First, it is commonly believed that there is no pattern to prime numbers. Research studied under this belief might very well be simply falling prey to self-fullfilling prophecy. We know that prime numbers do indeed have a pattern. How? Because color-coding a Pascal Triangle to look like a Sierpinski Gasket shows that prime numbers form perfect fractals, while composite numbers show overlapping fractcals. I discussed this a little while ago. Using this method, with just a couple sentences of explanation, ANYONE can look at a picture (mod some number) and tell you if it is a prime number or not (primes look clean, composites look cluttered). The pattern is visually obvious.

Second, let's tackle the concept that '1' is not a prime number... Some people will tell you that '1' isn't prime because it doesn't fit the rules. Others because it isn't convenient. Still others say it was due to the Greeks thinking number games weren't as challenging with it. Hell, you are probably wondering why we even care... Simple: If '1' IS a prime number, then all the equations that don't

*quite*work change... the math changes... We get rid of "except 1" or ">=2" type of exceptions... but most importantly, because it would force us to look at things differently -- which is what we desperately need if we are going to 'solve' primes.
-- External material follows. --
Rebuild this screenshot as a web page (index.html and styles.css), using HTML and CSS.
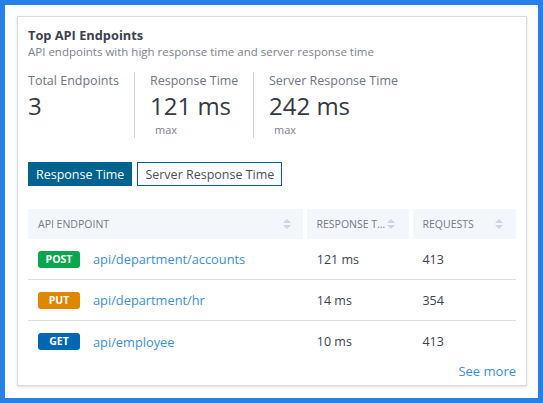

So, what about the argument that it doesn't fit the rules? What is the definition of a prime number? Generally, people assume it is "any number greater than 1 that has only 1 and itself as factors".. So 1*3 is prime because no other number is a factor. 1*4 is not prime because 2 is a factor. 1*1 has no other factors, therefore it should be considered prime. But, you also see why people have a problem with it. Because it is also a square ;) They always say "1 and itself"... Well, under that definition '1' should be prime. The only reason they say it isn't is because they add the clause "greater than 1" or "except 1" to the rule. Occam's razor fans should be well aware of the problem here. You don't add a single exception (for a number that would otherwise work) just because you don't like or understand it.

You are probably still wondering why we care... Let's say you are writing an equation... f(n)=nth prime. Well, if '1' is prime, then all the current attempts are actually doing f(n)=(n+1)st prime... thus patterns may be easier to see if we quit assuming 1 can't be prime.

What other assumptions do we have? Primes get further and further apart... Not true... No matter how high you go, there will be twin primes. This tells us that twin primes are not a special case or exception -- but are in fact part of the pattern. And don't forget what we said earlier -- it is a fractal -- so it repeats forever.

In fact, the whole concept that there are 'types of primes' is simply a misnomer. Each type of prime is simply a subset of the fractal.